Kırgızistan öteki Orta Asya ülkeleri gibi petrol ve doğalgaz açısından fakirdir. Zengin su kaynakları ve stratejik konumu dışında fazlaca bir değeri bulunmamaktadır. Kırgızistan da bunun farkında olarak kendi stratejik konumunu kullanmaya çalışmaktadır. ABD dış politikasında Güney Asya-Avrasya ekseni, daha doğrusu Çin'i çevreleyen bölge ön plana çıkarken, Kırgızistan ABD, Rusya ve Çin arasında daha fazla sıkışmaya başlamıştır. Başlangıçta ülkesinde hem Rus ve hem de ABD üssünü aynı anda barındıran Kırgızistan geçtiğimiz yıl Şanghay İşbirliği Örgütü üyelerinin baskısıyla ABD üssünü çıkarma kararı almış, ancak geçtiğimiz günlerde yeniden ABD üssüne izin vermişti. Bakiyev, ABD üssünü çıkarma karşılığı Rusya'dan 2 milyar dolar kredi almıştı. Bunun karşılığında Rusya'ya ikinci bir üs vermişti. Önceki ABD üssünü kapatmaktan vazgeçen Bakiyev, ABD'ye Batken yakınlarında yeni bir üs sözü vermişti. Muhtemeldir ki, Rusya'dan ABD üssünü çıkarmak karşılığında 2 milyar dolar alıp, ardından Rusya'ya kazık atarak ABD'ye üs veren Bakiyev'in bu hatasının cezasını ödediği düşünülebilir. Burada Rusya'nın devrimin hemen ardından yeni yönetim ile ilişkiye geçmesi ve yönetime destek vermesi, ancak buna karşın ABD'nin Otunbayeva'yı resmi muhatap olarak tanımadıklarını açıklaması birçok şeyi açıklamaktadır.
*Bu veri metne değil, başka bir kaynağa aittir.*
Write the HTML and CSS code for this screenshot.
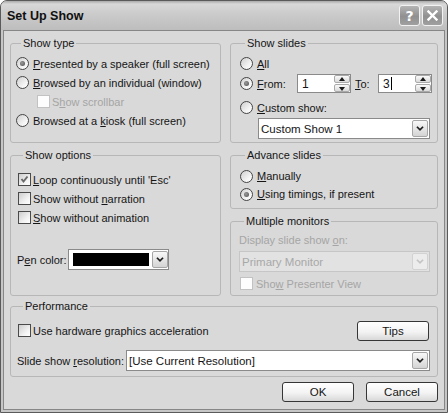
FILE: index.html
```html
<!DOCTYPE html>
<html>
<head>
<meta charset="utf-8">
<link rel="stylesheet" href="styles.css">
</head>
<body>
<div class="window">
  <div class="titlebar">
    <span class="title">Set Up Show</span>
    <div class="tbtns">
      <span class="tbtn help">?</span>
      <span class="tbtn close"><svg width="11" height="11" viewBox="0 0 11 11"><path d="M1.5 1.5 L9.5 9.5 M9.5 1.5 L1.5 9.5" stroke="#fff" stroke-width="2.4" stroke-linecap="square"/></svg></span>
    </div>
  </div>
  <div class="frame">
    <div class="content">
      <div class="grid">
        <fieldset class="group g-type">
          <legend>Show type</legend>
          <div class="row"><span class="radio on"></span><span><u>P</u>resented by a speaker (full screen)</span></div>
          <div class="row"><span class="radio"></span><span><u>B</u>rowsed by an individual (window)</span></div>
          <div class="row sub disabled"><span class="check off"></span><span>S<u>h</u>ow scrollbar</span></div>
          <div class="row"><span class="radio"></span><span>Browsed at a <u>k</u>iosk (full screen)</span></div>
        </fieldset>

        <fieldset class="group g-slides">
          <legend>Show slides</legend>
          <div class="row"><span class="radio"></span><span><u>A</u>ll</span></div>
          <div class="row from">
            <span class="radio on"></span><span class="lbl-from"><u>F</u>rom:</span>
            <span class="spin"><span class="val">1</span><span class="spinbtns"><span class="sb up"></span><span class="sb down"></span></span></span>
            <span class="lbl-to"><u>T</u>o:</span>
            <span class="spin"><span class="val">3<span class="caret"></span></span><span class="spinbtns"><span class="sb up"></span><span class="sb down"></span></span></span>
          </div>
          <div class="row custom"><span class="radio"></span><span><u>C</u>ustom show:</span></div>
          <div class="select sel-custom"><span class="seltext">Custom Show 1</span><span class="ddbtn"><svg width="16" height="15" viewBox="0 0 16 15"><path d="M4.5 5.5 L8 9 L11.5 5.5" fill="none" stroke="#1e1e1e" stroke-width="2"/></svg></span></div>
        </fieldset>

        <fieldset class="group g-options">
          <legend>Show options</legend>
          <div class="row"><span class="check"><svg width="11" height="11" viewBox="0 0 11 11"><path d="M2.5 5 L4.5 7.5 L8.5 2.5" fill="none" stroke="#6a6a6a" stroke-width="2"/></svg></span><span><u>L</u>oop continuously until 'Esc'</span></div>
          <div class="row"><span class="check"></span><span>Show without <u>n</u>arration</span></div>
          <div class="row"><span class="check"></span><span><u>S</u>how without animation</span></div>
          <div class="row pen">
            <span class="lbl-pen">P<u>e</u>n color:</span>
            <span class="picker"><span class="swatch"></span><span class="ddbtn"><svg width="16" height="15" viewBox="0 0 16 15"><path d="M4.5 5.5 L8 9 L11.5 5.5" fill="none" stroke="#1e1e1e" stroke-width="2"/></svg></span></span>
          </div>
        </fieldset>

        <div class="stack">
          <fieldset class="group g-advance">
            <legend>Advance slides</legend>
            <div class="row"><span class="radio"></span><span><u>M</u>anually</span></div>
            <div class="row"><span class="radio on"></span><span><u>U</u>sing timings, if present</span></div>
          </fieldset>
          <fieldset class="group g-monitors">
            <legend>Multiple monitors</legend>
            <div class="dim-label">Display slide show <u>o</u>n:</div>
            <div class="select disabled-sel"><span class="seltext">Primary Monitor</span><span class="ddbtn dis"><svg width="16" height="15" viewBox="0 0 16 15"><path d="M4.5 5.5 L8 9 L11.5 5.5" fill="none" stroke="#c4c4c4" stroke-width="2"/></svg></span></div>
            <div class="row disabled pv"><span class="check off"></span><span>Sho<u>w</u> Presenter View</span></div>
          </fieldset>
        </div>
      </div>

      <fieldset class="group g-perf">
        <legend>Performance</legend>
        <div class="row perf1"><span class="check"></span><span>Use hardware <u>g</u>raphics acceleration</span><button class="btn tips">Tips</button></div>
        <div class="row perf2"><span class="lbl-res">Slide show <u>r</u>esolution:</span>
          <div class="select sel-res"><span class="seltext">[Use Current Resolution]</span><span class="ddbtn"><svg width="16" height="15" viewBox="0 0 16 15"><path d="M4.5 5.5 L8 9 L11.5 5.5" fill="none" stroke="#1e1e1e" stroke-width="2"/></svg></span></div>
        </div>
      </fieldset>

      <div class="actions">
        <button class="btn">OK</button>
        <button class="btn">Cancel</button>
      </div>
    </div>
  </div>
</div>
</body>
</html>
```

FILE: styles.css
```css
* { box-sizing: border-box; }
html, body { margin: 0; padding: 0; background: #ffffff; }
body {
  font-family: "Liberation Sans", Arial, sans-serif;
  font-size: 11px;
  color: #151515;
}
u { text-decoration: underline; text-underline-offset: 1px; }
fieldset { margin: 0; padding: 0; min-width: 0; }

.window {
  width: 448px;
  height: 413px;
  border: 1px solid #5a5a5a;
  border-radius: 7px 7px 0 0;
  background: #c6c6c6;
  display: flex;
  flex-direction: column;
  overflow: hidden;
}

.titlebar {
  height: 29px;
  flex: none;
  display: flex;
  align-items: center;
  padding: 0 4px 0 6px;
  background: linear-gradient(#a9a9a9 0, #d8d8d8 3px, #cbcbcb 45%, #bdbdbd 100%);
}
.title {
  flex: 1;
  font: bold 12.5px "Liberation Sans", Arial, sans-serif;
  color: #101010;
  padding-top: 1px;
}
.tbtns { display: flex; gap: 2px; }
.tbtn {
  width: 21px;
  height: 21px;
  border: 1px solid #f2f2f2;
  border-radius: 3px;
  background: linear-gradient(#b4b4b4, #909090 55%, #a0a0a0);
  display: flex;
  align-items: center;
  justify-content: center;
  color: #ffffff;
  font: bold 14px "DejaVu Sans", sans-serif;
}

.frame {
  flex: 1;
  display: flex;
  padding: 0 2px 2px;
}
.content {
  flex: 1;
  border: 1px solid #878787;
  background: #d9d9d9;
  padding: 6px 6px 7px;
  display: flex;
  flex-direction: column;
}

.grid {
  display: grid;
  grid-template-columns: 211px 208px;
  column-gap: 9px;
  row-gap: 6px;
}

.group {
  border: 1px solid #b7b7b7;
  border-radius: 3px;
}
legend {
  margin-left: 5px;
  padding: 0 2px;
  line-height: 13px;
  color: #151515;
}

.row {
  display: flex;
  align-items: center;
  height: 19px;
  white-space: nowrap;
}

.radio {
  width: 13px;
  height: 13px;
  flex: none;
  border-radius: 50%;
  border: 1px solid #454545;
  background: linear-gradient(135deg, #cfcfcf, #f4f4f4 65%, #ffffff);
  margin-right: 4px;
  position: relative;
}
.radio.on::after {
  content: "";
  position: absolute;
  left: 3px;
  top: 3px;
  width: 5px;
  height: 5px;
  border-radius: 50%;
  background: radial-gradient(circle at 40% 40%, #9a9a9a, #4e4e4e);
}

.check {
  width: 13px;
  height: 13px;
  flex: none;
  border: 1px solid #4a4a4a;
  background: linear-gradient(135deg, #cdcdcd, #f3f3f3 65%, #ffffff);
  margin-right: 2px;
  display: flex;
  align-items: center;
  justify-content: center;
}
.check.off {
  border-color: #c2c2c2;
  background: #fdfdfd;
}
.disabled { color: #a5a5a5; }

/* Show type */
.g-type { padding: 4px 0 12px 5px; }
.g-type .sub { padding-left: 21px; }

/* Show slides */
.g-slides { padding: 4px 0 3px 9px; }
.g-slides .from { height: 21px; }
.lbl-from { width: 40px; }
.lbl-to { width: 23px; margin-left: 4px; }
.spin {
  width: 54px;
  height: 19px;
  border: 1px solid #8a8a8a;
  background: #ffffff;
  display: flex;
  align-items: center;
  padding-left: 4px;
  font-size: 12px;
}
.val { display: flex; align-items: center; }
.caret {
  display: inline-block;
  width: 1px;
  height: 13px;
  background: #000;
  margin-left: 1px;
}
.spinbtns {
  margin-left: auto;
  display: flex;
  flex-direction: column;
  width: 16px;
  height: 17px;
  gap: 1px;
}
.sb {
  flex: 1;
  border: 1px solid #a9a9a9;
  border-radius: 2px;
  background: linear-gradient(#fafafa, #dadada);
  position: relative;
}
.sb::after {
  content: "";
  position: absolute;
  left: 4px;
  width: 0;
  height: 0;
  border-left: 3px solid transparent;
  border-right: 3px solid transparent;
}
.sb.up::after { top: 1px; border-bottom: 4px solid #1a1a1a; }
.sb.down::after { top: 2px; border-top: 4px solid #1a1a1a; }

.g-slides .custom { margin-top: 4px; }

.select {
  display: flex;
  align-items: center;
  height: 21px;
  border: 1px solid #8a8a8a;
  background: #ffffff;
  padding-left: 2px;
  white-space: nowrap;
}
.seltext { flex: 1; font-size: 11.5px; }
.ddbtn {
  width: 16px;
  height: 17px;
  margin-right: 1px;
  border: 1px solid #a6a6a6;
  border-radius: 2px;
  background: linear-gradient(#f8f8f8, #d4d4d4);
  display: flex;
  align-items: center;
  justify-content: center;
  flex: none;
}
.ddbtn.dis { background: #ececec; border-color: #d2d2d2; }
.sel-custom { margin: 1px 0 0 18px; width: 172px; }

/* Show options */
.g-options { padding: 8px 0 0 7px; }
.g-options .pen { margin-top: 22px; margin-left: -1px; height: 21px; }
.lbl-pen { width: 51px; }
.picker {
  width: 101px;
  height: 21px;
  border: 1px solid #8a8a8a;
  background: #ffffff;
  display: flex;
  align-items: center;
  padding-left: 4px;
}
.swatch {
  width: 76px;
  height: 13px;
  background: #000000;
  margin-right: 3px;
}
.picker .ddbtn { margin-right: 0; }

/* Right stack */
.stack {
  display: flex;
  flex-direction: column;
  gap: 6px;
}
.g-advance { padding: 5px 0 5px 9px; }
.g-advance .row { height: 18px; }
.g-monitors { flex: 1; padding: 6px 0 2px 8px; }
.dim-label { line-height: 13px; color: #a5a5a5; }
.disabled-sel {
  margin-top: 4px;
  width: 191px;
  background: #e2e2e2;
  border-color: #c6c6c6;
  color: #a8a8a8;
}
.pv { margin-top: 2px; margin-left: 1px; }
.pv .check { margin-right: 3px; }

/* Performance */
.g-perf { margin-top: 4px; padding: 7px 7px 5px 7px; }
.perf1 { height: 21px; }
.perf2 { height: 21px; margin-top: 9px; margin-left: -1px; }
.lbl-res { width: 109px; }
.sel-res { flex: 1; }

.btn {
  width: 72px;
  height: 20px;
  border: 1px solid #363636;
  border-radius: 3px;
  background: linear-gradient(#ffffff, #f3f3f3 55%, #d8d8d8);
  font-family: "Liberation Sans", Arial, sans-serif;
  font-size: 11.5px;
  color: #151515;
  padding: 0;
}
.tips { margin-left: auto; margin-right: 1px; }

.actions {
  margin-top: 5px;
  display: flex;
  justify-content: flex-end;
  gap: 12px;
}
```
Bu devrim açık bir şekilde Rusya ve olayların perde arkasında kalmayı yeğleyen Çin'e yaramıştır denilebilir. Ancak yeni dönemde küresel ağırlık merkezini Güney Asya-Orta Asya eksenine çeken ABD'nin bu hadiseleri cevapsız bırakarak bölgeden uzaklaşacağını söylemek mümkün değildir. Kısa vadede ABD'nin kaybeden olarak gözüktüğü bu devrimden uzun vadede mevzilerini yeniden kazanmış olarak çıkması olasıdır.

Son olarak da bu devrimin domino etkisine de değinmek gerekir. Zayıf yönetim yapısı ve etkin olmayan devlet geleneğine sahip Kırgızistan'da kolaylıkla yaşanan devrimin diğer Orta Asya ülkelerine yansıması çok kolay gözükmemektedir. Ancak bölgeye yakın diğer bazı ülkeler için bu hadisenin örnek alınmak isteneceğini de vurgulamak gerekir. Bu açıdan Moğolistan ve Gürcistan'ı yakından takip etmek gerekir. Zira Rusya'nın 2004'te kaybettiği Ukrayna'yı seçimle, Kırgızistan'ı devrimle dize getirmiş, Gürcistan'ı ise savaşla hırpalamıştır. Şimdi Rusya'nın dikkat merkezine Gürcistan'ı alması ihtimali güçlüdür. Ve elbette Özbekistan'ın ABD ile yakın ilişkiler içerisine girmesi durumunda da bu ülkenin ileriki dönemlerde devrim etkisine girmesi muhtemeldir. Kırgızistan'da iç dinamikler etkisini bundan sonra da göstermeye devam edecektir. Dış dinamikler açısından da Rusya hamlesini yapmış ve kaleyi fethetmiştir. Şimdi hamle sırası ABD'dedir.